The chief driving force behind Free Poetry, and the poetry side of the Balmain readings, was Nigel Roberts — school-teacher, part-time football player, heavy smoker and poet. He has waited 10 years to bring out his first collection of poems, In Casablanca for the Waters.
It’s over 90 pages long, and black-and-white photos are scattered throughout. The opening four shots are from the film Casablanca, where Bogart is being politely interrogated:
“And what in Heaven’s name brought you to Casablanca?”
“My health. I came to Casablanca for the waters.”
“But this is a desert — there are no waters.”
“I was misinformed.”
In many ways, this clipped dialogue is a key to the poems in the book. The taciturn masculinity exemplified by Bogart is part of Nigel Roberts’s style. There is also wry humour, and a dry tone that implies more than the words on the page, as in this extract from a poem about the poetic life:
a poet is a man/ who
camphors his chest/ &
inhales the mendicant air
There are many puns like this buried in the poems, designed to elicit from the reader not a gasp of admiral ion, but a quick double-take and a smile.
Drugs are mentioned, but not in the technicolour psychodrama style of writers like Adamson, Dransfield and others. A joint is not a big deal: one poem, for instance, considers the fantasy that Waltons makes a bulk purchase of marihuana and holds a giant sale. Sex, art and women are demythologised in the same way, and even the poet himself comes in for a put-down at the hands of another poet, in the poem ‘Dialogue with John Forbes’:
why/ at your age
do you still
a test of self
physical fitness/ &
a matter of duende.
until you discover
and existential / terror
The main problem I think this book will face is trivialisation. It’s easy to think of a collection of poems dealing with sex and drugs (among other things) and published by a poet living in Balmain as — well, as a “trend,” a faddish artefact, an ornament for the bachelor pad’s bookshelf And because the poems are easy to read — there are no academic linguistic tricks or complexities — Nigel Roberts could perhaps be seen as the thinking man’s answer to Rod McKuen.
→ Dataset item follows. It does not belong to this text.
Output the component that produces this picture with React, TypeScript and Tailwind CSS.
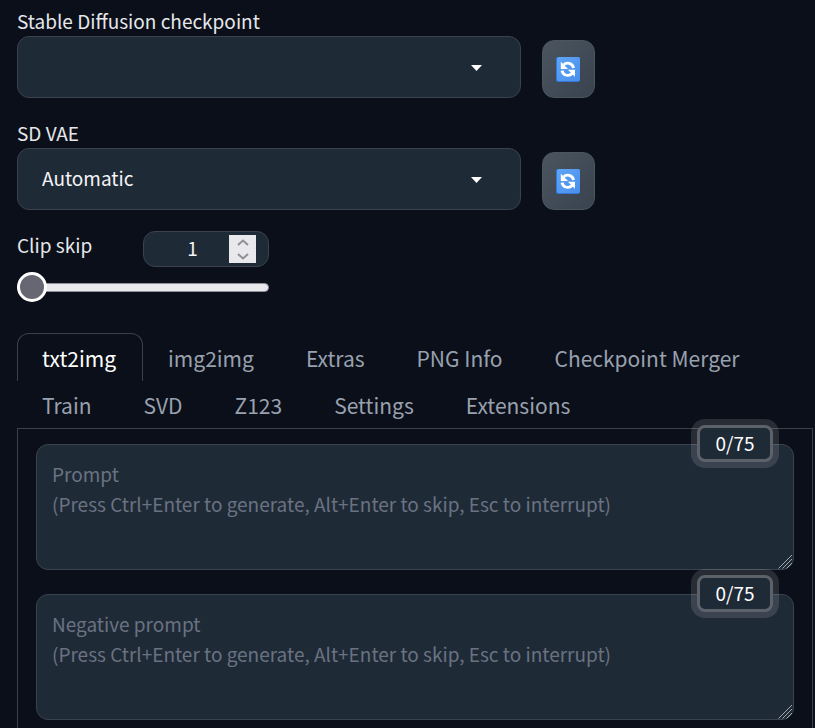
import { useState } from "react";
import { clsx } from "clsx";

const tabs = [
  "txt2img",
  "img2img",
  "Extras",
  "PNG Info",
  "Checkpoint Merger",
  "Train",
  "SVD",
  "Z123",
  "Settings",
  "Extensions",
];

const RefreshIcon = () => (
  <svg width="25" height="25" viewBox="0 0 25 25" aria-hidden="true">
    <defs>
      <linearGradient id="refresh-bg" x1="0" y1="0" x2="1" y2="1">
        <stop offset="0" stopColor="#5ea6f6" />
        <stop offset="1" stopColor="#4a8eee" />
      </linearGradient>
    </defs>
    <rect width="24" height="25" rx="2" fill="#3577d4" />
    <rect x="1" y="0" width="23" height="24" rx="2" fill="url(#refresh-bg)" />
    <path d="M4.8 4.8V12H12L9.2 9.2Z" fill="#fff" />
    <path d="M19 19.7V12.8H11.8L14.6 15.6Z" fill="#fff" />
    <path
      d="M7.5 8C10.5 5 16.5 5.6 17.6 11"
      fill="none"
      stroke="#fff"
      strokeWidth="2.8"
    />
    <path
      d="M16.2 16.6C13.2 19.6 7.2 19 6 13.6"
      fill="none"
      stroke="#fff"
      strokeWidth="2.8"
    />
  </svg>
);

type SelectRowProps = {
  id: string;
  label: string;
  options: string[];
};

const SelectRow = ({ id, label, options }: SelectRowProps) => (
  <div className="flex w-full max-w-[578px] items-end gap-[21px]">
    <div className="flex min-w-0 flex-1 flex-col">
      <label htmlFor={id} className="pb-0.5 text-[19px] leading-[26px]">
        {label}
      </label>
      <div className="relative">
        <select
          id={id}
          className="block h-[62px] w-full appearance-none rounded-xl border border-[#39424e] bg-[#1f2a37] px-6 pb-0.5 text-[19px] text-gray-100 outline-none"
        >
          {options.map((option) => (
            <option key={option}>{option}</option>
          ))}
        </select>
        <svg
          className="pointer-events-none absolute top-7 right-[38px]"
          width="13"
          height="8"
          viewBox="0 0 13 8"
          aria-hidden="true"
        >
          <path d="M1 1H12L6.5 7Z" fill="#fff" />
        </svg>
      </div>
    </div>
    <button
      type="button"
      aria-label={`Refresh ${label}`}
      className="flex h-[58px] w-[53px] shrink-0 items-center justify-center rounded-xl border border-[#4b5560] bg-linear-to-br from-[#4b5560] to-[#39434f]"
    >
      <RefreshIcon />
    </button>
  </div>
);

const PromptBox = ({ label }: { label: string }) => (
  <div className="relative">
    <textarea
      aria-label={label}
      placeholder={`${label}\n(Press Ctrl+Enter to generate, Alt+Enter to skip, Esc to interrupt)`}
      className="block h-[126px] w-full resize-none rounded-xl border border-[#39424e] bg-[#1f2a37] px-[15px] py-[14px] text-[19px] leading-[30px] text-gray-100 outline-none placeholder:text-gray-500"
    />
    {/* Resize grip */}
    <svg
      className="pointer-events-none absolute right-px bottom-px"
      width="15"
      height="15"
      viewBox="0 0 15 15"
      aria-hidden="true"
    >
      <path
        d="M0.5 14.5L14 1M4.5 14.5L14 5M8.5 14.5L14 9"
        stroke="#a3a8af"
        strokeWidth="1"
      />
    </svg>
    {/* Token counter */}
    <div className="absolute -top-[19px] right-[21px] flex h-[37px] w-[76px] items-center justify-center rounded-lg border-3 border-[#5d626a] bg-[#1f2a37] pb-0.5 text-[19px] leading-7 text-white ring-6 ring-white/12">
      0/75
    </div>
  </div>
);

const App = () => {
  const [clipSkip, setClipSkip] = useState(1);
  const [activeTab, setActiveTab] = useState("txt2img");

  const changeClipSkip = (value: number) =>
    setClipSkip(Math.min(12, Math.max(1, value)));

  return (
    <div className="flex min-h-screen flex-col bg-[#0b0f19] pt-2 pr-[2px] pl-[17px] font-['Noto_Sans_CJK_SC',sans-serif] text-gray-200">
      <div className="flex flex-col gap-[22px]">
        <SelectRow
          id="checkpoint"
          label="Stable Diffusion checkpoint"
          options={[""]}
        />
        <SelectRow id="vae" label="SD VAE" options={["Automatic", "None"]} />
      </div>

      {/* Clip skip */}
      <div className="mt-[21px] flex w-full max-w-[252px] flex-col gap-[5px]">
        <div className="flex justify-between">
          <label htmlFor="clip-skip" className="text-[19px] leading-7">
            Clip skip
          </label>
          <div className="flex h-9 w-[126px] items-center rounded-xl border border-[#39424e] bg-[#1f2a37] px-3">
            <input
              id="clip-skip"
              type="number"
              value={clipSkip}
              onChange={(e) => changeClipSkip(Number(e.target.value))}
              className="w-full min-w-0 flex-1 appearance-none bg-transparent pb-0.5 text-center text-[19px] leading-7 text-gray-100 outline-none [-moz-appearance:textfield] [&::-webkit-inner-spin-button]:appearance-none"
            />
            <div className="flex h-7 w-[27px] shrink-0 flex-col bg-[#e9e9ed]">
              <button
                type="button"
                aria-label="Increase"
                onClick={() => changeClipSkip(clipSkip + 1)}
                className="flex flex-1 items-center justify-center"
              >
                <svg width="12" height="7" viewBox="0 0 12 7">
                  <path
                    d="M1 6L6 1.5L11 6"
                    fill="none"
                    stroke="#8f8f94"
                    strokeWidth="2"
                  />
                </svg>
              </button>
              <button
                type="button"
                aria-label="Decrease"
                onClick={() => changeClipSkip(clipSkip - 1)}
                className="flex flex-1 items-center justify-center"
              >
                <svg width="12" height="7" viewBox="0 0 12 7">
                  <path
                    d="M1 1L6 5.5L11 1"
                    fill="none"
                    stroke="#8f8f94"
                    strokeWidth="2"
                  />
                </svg>
              </button>
            </div>
          </div>
        </div>
        <input
          type="range"
          aria-label="Clip skip slider"
          min={1}
          max={12}
          value={clipSkip}
          onChange={(e) => changeClipSkip(Number(e.target.value))}
          className="h-[30px] w-full appearance-none bg-transparent [&::-webkit-slider-runnable-track]:h-[9px] [&::-webkit-slider-runnable-track]:rounded-full [&::-webkit-slider-runnable-track]:border [&::-webkit-slider-runnable-track]:border-[#8f8f9d] [&::-webkit-slider-runnable-track]:bg-[#e9e9ed] [&::-webkit-slider-thumb]:-mt-3 [&::-webkit-slider-thumb]:-ml-px [&::-webkit-slider-thumb]:size-[30px] [&::-webkit-slider-thumb]:appearance-none [&::-webkit-slider-thumb]:rounded-full [&::-webkit-slider-thumb]:border-3 [&::-webkit-slider-thumb]:border-white [&::-webkit-slider-thumb]:bg-[#676774]"
        />
      </div>

      {/* Tabs */}
      <div role="tablist" className="mt-[31px] flex flex-wrap pb-px">
        {tabs.map((tab) => (
          <button
            key={tab}
            type="button"
            role="tab"
            aria-selected={tab === activeTab}
            onClick={() => setActiveTab(tab)}
            className={clsx(
              "-mb-px h-12 rounded-t-xl border border-b-0 pr-[26px] pl-6 text-[21px] leading-8",
              tab === activeTab
                ? "border-[#3b404b] text-white"
                : "border-transparent text-gray-400"
            )}
          >
            {tab}
          </button>
        ))}
      </div>

      <div className="flex flex-1 flex-col gap-6 border border-b-0 border-[#3b404b] px-[18px] pt-[15px] pb-2">
        <PromptBox label="Prompt" />
        <PromptBox label="Negative prompt" />
      </div>
    </div>
  );
};

export default App;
I hope the honesty, commitment and tough wit employed in these poems will save them from that undeserved fate. They’re not the most important poems published in 1977, but then what saves them from the pretentiousness that afflicts so much contemporary poetry is the fact that they don’t set out to be “important.” They are angry, and funny, and sad, and thought-provoking.
In all, In Casablanca for the Waters is one of the most thoroughly enjoyable books of poetry I’ve read for a long time. Five stars.
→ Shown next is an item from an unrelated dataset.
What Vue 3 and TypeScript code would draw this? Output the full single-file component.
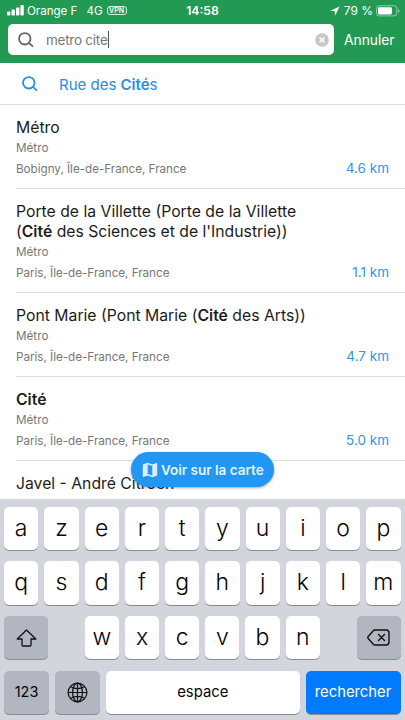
<script setup lang="ts">
interface Part { text: string; bold?: boolean }
interface Place { lines: Part[][]; kind?: string; area?: string; distance?: string }

const places: Place[] = [
  { lines: [[{ text: 'Métro' }]], kind: 'Métro', area: 'Bobigny, Île-de-France, France', distance: '4.6 km' },
  {
    lines: [
      [{ text: 'Porte de la Villette (Porte de la Villette' }],
      [{ text: '(' }, { text: 'Cité', bold: true }, { text: " des Sciences et de l'Industrie))" }],
    ],
    kind: 'Métro', area: 'Paris, Île-de-France, France', distance: '1.1 km',
  },
  {
    lines: [[{ text: 'Pont Marie (Pont Marie (' }, { text: 'Cité', bold: true }, { text: ' des Arts))' }]],
    kind: 'Métro', area: 'Paris, Île-de-France, France', distance: '4.7 km',
  },
  { lines: [[{ text: 'Cité', bold: true }]], kind: 'Métro', area: 'Paris, Île-de-France, France', distance: '5.0 km' },
  { lines: [[{ text: 'Javel - André Citroën' }]] },
]
const letterRows: string[][] = ['azertyuiop'.split(''), 'qsdfghjklm'.split('')]
const bottomLetters: string[] = 'wxcvbn'.split('')
</script>

<template>
  <div class="screen">
    <header class="top">
      <div class="status">
        <div class="carrier">
          <svg class="bars" width="18" height="11" viewBox="0 0 18 11" fill="#fff">
            <rect x="0" y="6.5" width="3.4" height="4" rx="1" /><rect x="4.5" y="4.6" width="3.4" height="5.9" rx="1" />
            <rect x="9" y="2.4" width="3.4" height="8.1" rx="1" /><rect x="13.4" y="0" width="3.4" height="10.5" rx="1" />
          </svg>
          <span class="operator">Orange F</span><span class="network">4G</span><span class="vpn">VPN</span>
        </div>
        <span class="time">14:58</span>
        <div class="power">
          <svg width="10" height="10" viewBox="0 0 10 10"><path d="M9.6.4.3 4.8l4.5.5.2 4.4z" fill="#fff" /></svg>
          <span class="percent">79 %</span>
          <svg class="battery" width="24" height="12" viewBox="0 0 24 12">
            <rect x=".5" y=".7" width="20.3" height="10.2" rx="2.8" fill="none" stroke="#fff" stroke-opacity=".5" />
            <rect x="2" y="2.2" width="14" height="7.2" rx="1.4" fill="#fff" />
            <path d="M22 4q1.5.3 1.5 1.8T22 7.6z" fill="#fff" fill-opacity=".5" />
          </svg>
        </div>
      </div>
      <div class="search">
        <div class="field">
          <svg class="lens" width="16" height="16" viewBox="0 0 17 17" fill="none" stroke="#666" stroke-width="1.9">
            <circle cx="7.2" cy="7.2" r="6.1" /><path d="m11.6 11.6 4.3 4" />
          </svg>
          <span class="query">metro cite</span><i class="caret"></i>
          <svg class="clear" width="14" height="14" viewBox="0 0 14 14">
            <circle cx="7" cy="7" r="6.8" fill="#c7c7c9" /><path d="m4.6 4.6 4.8 4.8m0-4.8L4.6 9.4" stroke="#fff" stroke-width="1.7" />
          </svg>
        </div>
        <span class="cancel">Annuler</span>
      </div>
    </header>

    <main class="results">
      <div class="suggestion">
        <svg width="16" height="16" viewBox="0 0 17 17" fill="none" stroke="#248fe6" stroke-width="1.9">
          <circle cx="7.2" cy="7.2" r="6.1" /><path d="m11.6 11.6 4.3 4" />
        </svg>
        <span>Rue des <b>Cité</b>s</span>
      </div>
      <article v-for="(place, i) in places" :key="i" class="place" :class="{ tall: place.lines.length > 1 }">
        <h2><span v-for="(line, j) in place.lines" :key="j" class="line"><span v-for="(part, k) in line" :key="k" :class="{ bold: part.bold }">{{ part.text }}</span></span></h2>
        <div v-if="place.kind" class="kind">{{ place.kind }}</div>
        <div v-if="place.area" class="foot"><span class="area">{{ place.area }}</span><span class="distance">{{ place.distance }}</span></div>
      </article>
      <button class="map">
        <svg width="16" height="16" viewBox="0 0 16 16">
          <path d="M.8 2.4 5.6.8l5 1.7 4.6-1.7v12.8l-4.6 1.7-5-1.7-4.8 1.7z" fill="#d9efff" />
          <path d="m5.7 2.5 4.6 1.6v9.4l-4.6-1.6z" fill="#2196f3" />
        </svg>
        <span>Voir sur la carte</span>
      </button>
    </main>

    <section class="keyboard">
      <div v-for="(row, i) in letterRows" :key="i" class="keys">
        <div v-for="letter in row" :key="letter" class="key">{{ letter }}</div>
      </div>
      <div class="keys third">
        <div class="key dark side">
          <svg width="21" height="18" viewBox="0 0 21 18" fill="none" stroke="#111" stroke-width="1.3" stroke-linejoin="round"><path d="M10.5 1 19.8 10H15v6q0 1-1 1H7q-1 0-1-1v-6H1.2z" /></svg>
        </div>
        <div class="center"><div v-for="letter in bottomLetters" :key="letter" class="key">{{ letter }}</div></div>
        <div class="key dark side">
          <svg width="23" height="17" viewBox="0 0 23 17" fill="none" stroke="#111" stroke-width="1.4" stroke-linejoin="round" stroke-linecap="round"><path d="M8 1h11q3 0 3 3v9q0 3-3 3H8q-1 0-1.7-.8L1.2 9.5q-.8-1 0-2l5.1-5.7Q7 1 8 1z" /><path d="m11.5 5.5 6 6m0-6-6 6" /></svg>
        </div>
      </div>
      <div class="keys fourth">
        <div class="key dark num">123</div>
        <div class="key dark globe">
          <svg width="21" height="21" viewBox="0 0 21 21" fill="none" stroke="#111" stroke-width="1.2"><circle cx="10.5" cy="10.5" r="9.4" /><ellipse cx="10.5" cy="10.5" rx="4.9" ry="9.4" /><path d="M10.5 1v19M1 10.5h19M3.4 4.7q7.1 3.7 14.2 0M3.4 16.3q7.1-3.7 14.2 0" /></svg>
        </div>
        <div class="key space">espace</div>
        <div class="key go">rechercher</div>
      </div>
    </section>
  </div>
</template>

<style>
body { margin: 0; overflow: hidden; }
</style>

<style scoped>
* { box-sizing: border-box; }
.screen { width: 405px; height: 720px; display: flex; flex-direction: column; background: #fff; font-family: Inter, "Liberation Sans", sans-serif; overflow: hidden; }
svg { display: block; flex: none; }
.top { height: 63px; flex: none; background: #239a53; color: #fff; }
.status { height: 24px; display: grid; grid-template-columns: 1fr auto 1fr; align-items: center; padding: 0 5px 3px 7px; font-size: 12px; line-height: 18px; }
.carrier, .power { display: flex; align-items: center; white-space: nowrap; }
.operator { margin-left: 2px; font-size: 11.6px; letter-spacing: -.02px; }
.network { margin-left: 9px; font-size: 11.6px; }
.vpn { margin-left: 4px; border: 1px solid #d4efde; border-radius: 3px; width: 20px; height: 9px; font-size: 7px; line-height: 7px; font-weight: 600; text-align: center; }
.time { font-weight: 600; font-size: 12.2px; margin-left: -2px; }
.power { justify-content: flex-end; }
.percent { margin: 0 3px 0 4px; }
.search { display: flex; align-items: center; padding-left: 8px; }
.field { width: 326px; height: 31px; display: flex; align-items: center; border-radius: 5px; background: #fff; padding: 0 5px 0 10px; }
.query { margin-left: 12px; font-size: 13.5px; color: #777; letter-spacing: -.25px; }
.caret { width: 1px; height: 17px; background: #555; }
.clear { margin-left: auto; }
.cancel { margin-left: 10px; font-size: 13.8px; }
.results { position: relative; height: 435.5px; flex: none; overflow: hidden; }
.suggestion { height: 42px; display: flex; align-items: center; gap: 21px; padding-left: 22px; border-bottom: 1px solid #dedede; color: #248fe6; font-size: 15px; }
.suggestion span { padding-top: 1px; }
.suggestion b { font-weight: 600; }
.place { margin-left: 16px; padding: 13px 16px 0 0; border-bottom: 1px solid #dedede; height: 84px; }
.place.tall { height: 104px; }
h2 { margin: 0; font-size: 15.75px; line-height: 19.5px; font-weight: 400; color: #1c1c1c; letter-spacing: 0; }
.line { display: block; white-space: pre; }
.bold { font-weight: 600; }
.kind { font-size: 11.7px; line-height: 16px; margin-top: 2px; color: #777; }
.tall .kind { margin-top: 2.5px; }
.foot { display: flex; justify-content: space-between; align-items: center; height: 18px; margin-top: 4.5px; }
.area { font-size: 11.7px; color: #777; letter-spacing: -.03px; }
.distance { font-size: 13.5px; color: #3496e2; padding-bottom: 2px; }
.map { position: absolute; left: 131px; top: 389px; width: 143px; height: 35px; border: 0; border-radius: 18px; background: #2196f3; color: #e4f4ff; display: flex; align-items: center; padding: 0 0 0 11px; gap: 3px; font: 600 13.5px Inter, sans-serif; white-space: nowrap; box-shadow: 0 1px 3px rgba(0,0,0,.35); }
.keyboard { flex: 1; background: #d2d5db; padding: 8.2px 4.5px 0 4px; display: flex; flex-direction: column; gap: 11.1px; color: #050505; }
.keys { display: flex; gap: 6px; height: 43.6px; }
.key { flex: 1 1 0; min-width: 0; height: 43.3px; border-radius: 5px; background: #fff; box-shadow: 0 1px 0 #898b90; display: flex; justify-content: center; align-items: center; font-size: 23px; font-weight: 350; line-height: 28px; padding-bottom: 1.5px; }
.third { justify-content: space-between; }
.key.side { flex: 0 0 44px; padding: 0; }
.key.dark { background: #b1b6c1; }
.center { width: 235px; display: flex; gap: 6px; }
.key.num { flex: 0 0 45px; font-size: 14.5px; font-weight: 400; padding: 0; }
.key.globe { flex: 0 0 45px; padding: 0; }
.key.space { font-size: 14.8px; font-weight: 400; padding-bottom: 1px; }
.key.go { flex: 0 0 95px; background: #007aff; color: #fff; font-size: 14.8px; font-weight: 400; padding-bottom: 1px; }
</style>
A quite different collection of poems is Seven Poets, a special edition of Artlook, the West Australian arts newspaper. This issue, printed as a 60-page paperback book, contains the seven best entries to the Artlook/ Shell Literary Award for 1977.
Kate Lilley, a Sydney schoolgirl, won the $1,250 first prize with her poem A Family in Exile, a dreamy Edwardian piece that uses language in a colourful and effectively atmospheric way.
The Batavia, by Mark O’Connor, came second, and the runners-up were Diane Dodwell, Dorothy Hewett (Kate Lilley’s mother), Bryn Griffiths, Caroline Caddy and Susan Whiting.
The general standard of poems is quite high, given that this sort of competition usually seems to produce verse of the level expected from a creative therapy course. If the poems often give the impression that the authors are talented and passionate amateurs, at least they avoid the aridity and wry ironies that coloured the bulk of our published poetry during the 1950s and 60s.
The book is overblown and somewhat unsophisticated compared to Nigel Roberts’, but many readers will enjoy it.